Haning (54), suami Titin, mendukung penuh permohonan istrinya itu. ”Kalau tidak mulung, mau kerja apa lagi. Anak yang masih menjadi tanggungan kami tiga orang. Dari mana uang buat biaya sekolah mereka,” katanya.

Menurut Haning, puluhan karung hasil memulung mereka selama 13 hari ikut terbawa longsor. Padahal, kalau dijual, Haning sedikitnya bisa mengantongi Rp 500.000.

Ny Salmah (45), yang ditemui seusai menjual hasil pulungannya, mengatakan tidak mungkin TPA Galuga ditutup. ”Semua orang butuh TPA. Siapa yang mau disuruh menyimpan sampah di rumahnya sendiri? Ada banyak pabrik yang butuh sampah plastik. Biarlah kami bekerja memulung sampah itu di sini. Jangan saling ganggu,” katanya.

Salmah memulai memulung sejak tujuh tahun lalu. Namun, kini warga Desa Galuga itu menjadi pengepul dengan empat anak buah. ”Sampah ini kalau digeluti dapat membuat orang kaya raya. Modal jadi pengepul kecil- kecilan paling sedikit Rp 20 juta,” kata Salmah, yang kini sudah memiliki mobil bak terbuka.

”Saya memasok ogah susah (istilah untuk tas/kantong plastik keresek di kalangan pemulung) ke pabrik di Tangerang,” katanya.

TPA Galuga memang sudah menjadi tempat peruntungan banyak keluarga di Desa Galuga dan sekitarnya. Lokasi ini menjadi TPA pada tahun 1992 ketika Pemkab Bogor menampung sampah dari Kecamatan Ciampea dan Leuwiliang. Luas TPA itu kini sekitar 17 hektar, areal seluas 4 hektar untuk menampung sampah dari wilayah Kabupaten Bogor dan 13 hektar untuk sampah dari wilayah Kota Bogor.
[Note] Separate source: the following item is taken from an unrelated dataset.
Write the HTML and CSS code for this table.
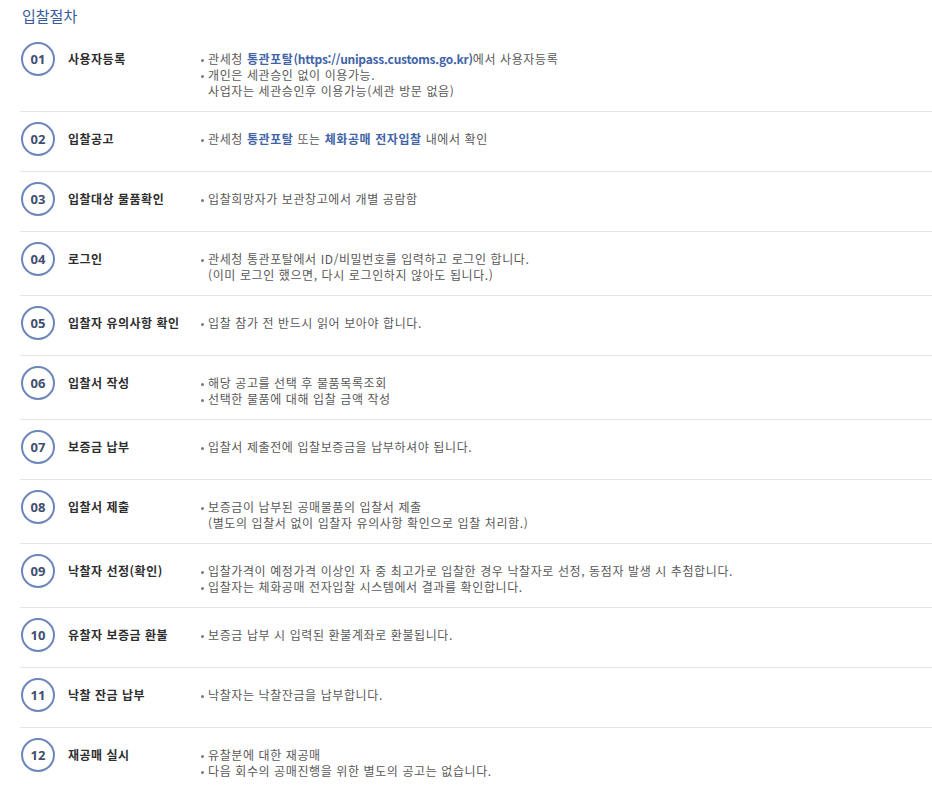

Semakin luas area TPA, semakin banyak warga yang memulung sampah. Mereka memungut aneka jenis sampah dan dijual kepada pengepul menjadi barang bernilai. Menurut Agus (40), pemulung, mereka bisa menjual sampah kantong plastik Rp 200 per kg, kaleng Rp 1.000 per kg, beling Rp 200 per kg, besi Rp 2.000 per kg, tulang sapi Rp 400 per kg, dan tembaga (yang paling mahal) Rp 49.000 per kg.

Dengan modal tenaga dan ketekunan, pemulung bisa langsung mendapatkan uang Rp 10.000-Rp 15.000 sekali memulung. Itu pun tidak perlu jauh-jauh membawa hasil pulungan karena pengepul sendiri yang akan datang. Aktivitas di sekitar TPA pun nyaris tidak pernah berhenti dari pukul 02.00 hingga pukul 18.00. Adapun pengelola hanya memberi waktu pencarian sampah pukul 06.00-17.00.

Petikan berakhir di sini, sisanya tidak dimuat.